Towards an optimal-order approximate sparse factorization exploiting data-sparseness in separators

SCAIM Seminar
January 28, 2014 8:30 pm

Speaker:  Sherry Li, Lawrence Berkeley National Lab

URL for Speaker:

Location:  ESB 4133

Intended Audience:  Public

Nested dissection ordering and its graph partitioning generalization give rise to an ordered sequence of separators of (roughly) geometrically decreasing size. The fill-ins in the LU factors are confined in the parts of the matrix associated with the separators. In particular, the diagonal blocks associated with the separators are fully dense in the factors and they contribute to the dominant terms in the costs of the storage for the factors and the flops for computing the factors. Employing the data-sparse representations or compressions, such as low-rank approximation, for these separator blocks can drastically lower the overall factorization costs both in memory and flops. The low rankness can appear in many matrices from discretized PDEs.

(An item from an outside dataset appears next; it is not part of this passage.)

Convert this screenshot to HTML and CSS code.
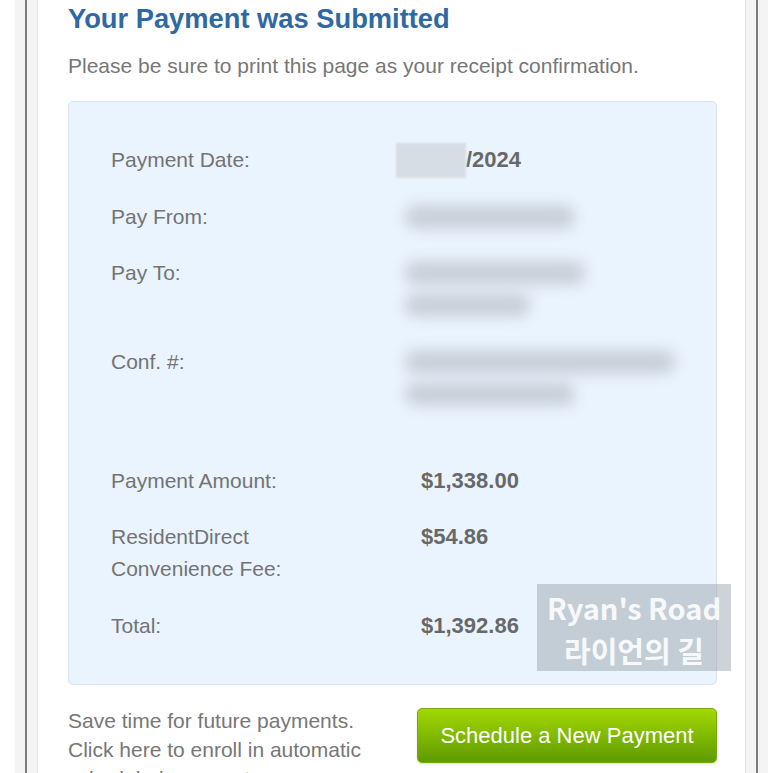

Recently, we have been investigating fast and stable algorithms for one type of data-sparse representation called hierarchically semi-separable (HSS) structure, and using them in the sparse LU factorization. In this talk, we will show that both in theory and in practice, the HSS-embedded sparse LU factorization has much lower complexity than the traditional factorization algorithm. The complexity of this class of algorithms is closely related to the numerical ranks of the separator blocks which vary with the PDEs. For elliptic problems, we can achieve large amount of compression and the resulting factorization can be used as a nearly optimal-order direct solver.  For wider classes of problems, the approximate factorization can be used as a preconditioner. We will show performance results from direct solvers as well as preconditioners for a wide range of problems. We will also illustrate the potential of such solvers/preconditioners being used for the extreme-scale computers and problem size.

This is joint work with A. Napov, F.-H. Rouet, S. Wang, and J. Xia.